Chapter One: SAT Mastery
To perform well on the SAT, you need to draw on a set of skills that the College Board does not mention in any of their materials. You need to be a good SAT test taker.
Acquiring this ability, and the confidence it produces, is what this book is about.
There are three simple things you need to master the SAT:
You need to have a basic understanding of SAT content.
You need to hone the thinking and testing skills that underlie the SAT.
You need to know the nature of the SAT.
Content and skills are obviously important. You can't do well without them. But understanding the nature of the SAT, its setup, its structure, and the traps it often sets for you will allow you to gain points on the test that you might not otherwise have earned.
USING THE STRUCTURE OF THE SAT TO YOUR ADVANTAGE
The SAT is different from the tests that you're used to taking. On a school test, you probably go through the problems in order. You spend more time on the hard questions than on easy ones, since this is where you get more points. And you often show your work since the teacher tells you that how you approach a problem is as important as getting the answer right.
None of this works on the SAT. You can benefit from moving around within a section, the hard questions are worth the same as the easy ones, and it doesn't matter how you answer the question -- only what your answer is.
To succeed in this peculiar context, you need to know some fundamentals about the overall structure of the SAT.
The SAT Is Highly Predictable
Because the format and directions of the SAT remain unchanged from test to test, you can learn the setup in advance. On the day of the test, Analogies, QCs, Grid-ins -- or the setup of any other question type or section -- shouldn't be new to you.
One of the easiest things you can do to help your performance on the SAT is to understand the directions before taking the test. Since the instructions are always exactly the same, there's no reason to waste your time on the day of the test reading them. Learn them beforehand, as you go through this book, and skip them during the test.
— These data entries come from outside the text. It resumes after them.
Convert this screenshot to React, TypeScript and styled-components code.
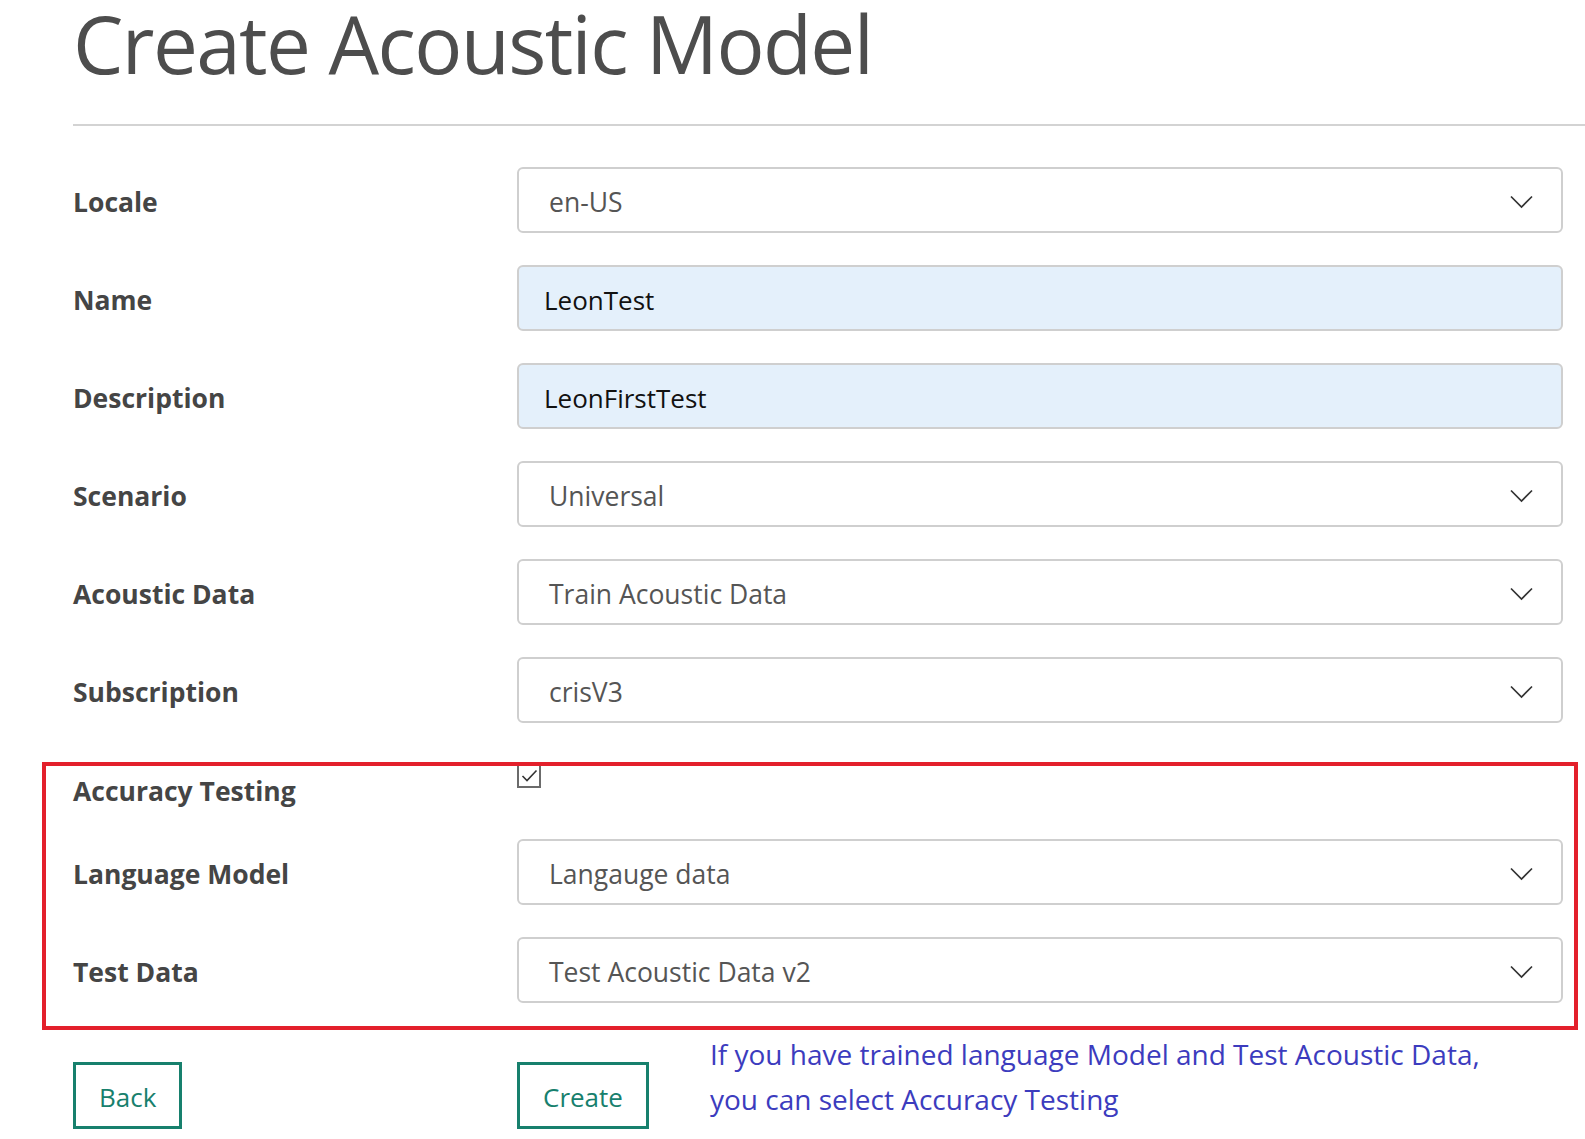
import React from 'react';
import styled, { createGlobalStyle } from 'styled-components';

const GlobalStyle = createGlobalStyle`
  html, body { margin: 0; padding: 0; background: #ffffff; }
  body { font-family: "Open Sans", "Noto Sans", sans-serif; }
`;

const Page = styled.div`
  width: 1585px;
  padding-left: 73px;
  box-sizing: border-box;
`;

const Title = styled.h1`
  margin: 0;
  font-size: 80px;
  line-height: 86px;
  font-weight: 400;
  letter-spacing: -1.6px;
  color: #4d4d4d;
  white-space: nowrap;
`;

const Divider = styled.hr`
  margin: 38px 0 0;
  border: 0;
  height: 2px;
  background: #d3d3d3;
`;

const Form = styled.div`
  padding: 41px 22px 0 0;
`;

const Row = styled.div<{ $top?: number }>`
  display: grid;
  grid-template-columns: 444px 1fr;
  align-items: center;
  margin-top: ${(p) => p.$top ?? 0}px;
`;

const Label = styled.div`
  padding-top: 3px;
  font-size: 26.5px;
  line-height: 36px;
  font-weight: 700;
  color: #454545;
`;

const Field = styled.div<{ $filled?: boolean }>`
  height: 66px;
  box-sizing: border-box;
  border: 2px solid #cfcfcf;
  border-radius: 6px;
  display: flex;
  align-items: center;
  justify-content: space-between;
  padding: ${(p) => (p.$filled ? '3px 28px 0 25px' : '3px 28px 0 30px')};
  background: ${(p) => (p.$filled ? '#e4f0fb' : '#ffffff')};
  color: ${(p) => (p.$filled ? '#111111' : '#555555')};
  font-size: ${(p) => (p.$filled ? '26px' : '26.5px')};
`;

const Highlight = styled.section`
  position: relative;
  margin: 39px 7px 0 -31px;
  padding: 5px 15px 27px 31px;
  &::after {
    content: '';
    position: absolute;
    inset: 0;
    border: 4px solid #e3202b;
    pointer-events: none;
  }
`;

const CheckRow = styled.div`
  display: grid;
  grid-template-columns: 444px 1fr;
  align-items: start;
  height: 72px;
`;

const CheckLabel = styled(Label)`
  padding-top: 6px;
`;

const CheckBox = styled.span`
  width: 24px;
  height: 24px;
  margin-top: -3px;
  box-sizing: border-box;
  border: 2px solid #6b6b6b;
  display: flex;
  align-items: center;
  justify-content: center;
`;

const Actions = styled.div`
  display: grid;
  grid-template-columns: 444px 1fr;
  align-items: start;
  padding-right: 22px;
`;

const ActionCell = styled.div`
  display: flex;
  align-items: flex-start;
`;

const Button = styled.button`
  margin-top: 32px;
  height: 67px;
  box-sizing: border-box;
  padding: 2px 23px 0;
  border: 3px solid #17806d;
  background: #ffffff;
  color: #17806d;
  font-family: "Open Sans", "Noto Sans", sans-serif;
  font-size: 26px;
  cursor: pointer;
  justify-self: start;
`;

const Help = styled.p`
  margin: 2px 0 0 61px;
  font-size: 28px;
  line-height: 45px;
  color: #3c3cbe;
  white-space: nowrap;
`;

const Chevron = () => (
  <svg width="23" height="14" viewBox="0 0 23 14" fill="none">
    <polyline points="1,1.5 11.5,12 22,1.5" stroke="#333333" strokeWidth="1.7" />
  </svg>
);

const Check = () => (
  <svg width="17" height="14" viewBox="0 0 17 14" fill="none">
    <polyline points="1.5,7 6,11.5 15.5,1.5" stroke="#333333" strokeWidth="1.6" />
  </svg>
);

const SelectField = ({ value }: { value: string }) => (
  <Field>
    <span>{value}</span>
    <Chevron />
  </Field>
);

export default function App() {
  return (
    <>
      <GlobalStyle />
      <Page>
        <Title>Create Acoustic Model</Title>
        <Divider />
        <Form>
          <Row>
            <Label>Locale</Label>
            <SelectField value="en-US" />
          </Row>
          <Row $top={32}>
            <Label>Name</Label>
            <Field $filled>LeonTest</Field>
          </Row>
          <Row $top={32}>
            <Label>Description</Label>
            <Field $filled>LeonFirstTest</Field>
          </Row>
          <Row $top={32}>
            <Label>Scenario</Label>
            <SelectField value="Universal" />
          </Row>
          <Row $top={32}>
            <Label>Acoustic Data</Label>
            <SelectField value="Train Acoustic Data" />
          </Row>
          <Row $top={32}>
            <Label>Subscription</Label>
            <SelectField value="crisV3" />
          </Row>
        </Form>
        <Highlight>
          <CheckRow>
            <CheckLabel>Accuracy Testing</CheckLabel>
            <CheckBox>
              <Check />
            </CheckBox>
          </CheckRow>
          <Row>
            <Label>Language Model</Label>
            <SelectField value="Langauge data" />
          </Row>
          <Row $top={32}>
            <Label>Test Data</Label>
            <SelectField value="Test Acoustic Data v2" />
          </Row>
        </Highlight>
        <Actions>
          <Button>Back</Button>
          <ActionCell>
            <Button>Create</Button>
            <Help>
              If you have trained language Model and Test Acoustic Data,
              <br />
              you can select Accuracy Testing
            </Help>
          </ActionCell>
        </Actions>
      </Page>
    </>
  );
}
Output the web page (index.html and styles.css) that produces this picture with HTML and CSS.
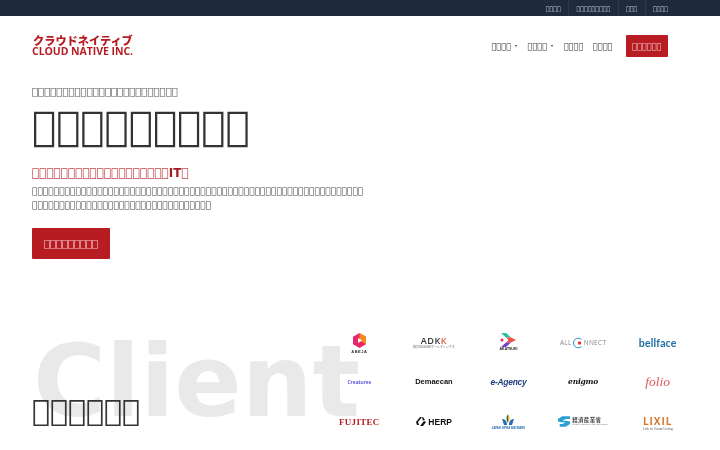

Most SAT Questions Are Arranged by Order of Difficulty
You've probably noticed that not all the questions on the SAT are equally difficult. Except for the Critical Reading problems, the questions are designed to get tougher as you work through a set.
Here's how to use this pattern to your advantage. As you work, you should always be aware of where you are in the set. When working on the easy problems, you can generally trust your first impulse -- the obvious answer is likely to be right.
As you get to the end of the set, you need to become more suspicious. Now the answers probably won't come easy. If they do, look at the problem again, because the obvious answer is likely to be wrong. Watch out for the answer that just "looks right." It may be a distractor -- a wrong answer choice meant to entice you.
There's No Mandatory Order to the Questions
You're allowed to skip around within each section of the SAT. High scorers know this. They move through the test efficiently. They don't dwell on any one question, even a hard one, until they've tried every question at least once.
When you run into questions that look tough, circle them in your test booklet and skip them for the time being. Go back and try again after you have answered the easier ones if you have time. On a second look, troublesome questions can turn out to be amazingly simple.
If you've started answering a question and get confused, quit and go on to the next question. Persistence may pay off in school, but it usually hurts your SAT score. Don't spend so much time answering one tough question that you use up three or four questions' worth of time. That costs you points, especially if you don't get the hard question right.
There's a Guessing Penalty That Can Work in Your Favor
The test makers like to talk about the guessing penalty on the SAT. This is a misnomer. It's really a wrong answer penalty. If you guess wrong you get penalized. If you guess right, you're in great shape.
The fact is, if you can eliminate one or more answers as definitely wrong, you'll turn the odds in your favor and actually come out ahead by guessing.
Here's how the penalty works:
If you get an answer wrong on a Quantitative Comparison, which has four answer choices, you lose 1/3 point.
If you get an answer wrong on other multiple-choice questions, which have five answer choices, you lose 1/4 point.
If you get an answer wrong on a Grid-in math question, for which you write in your own answers, you lose nothing.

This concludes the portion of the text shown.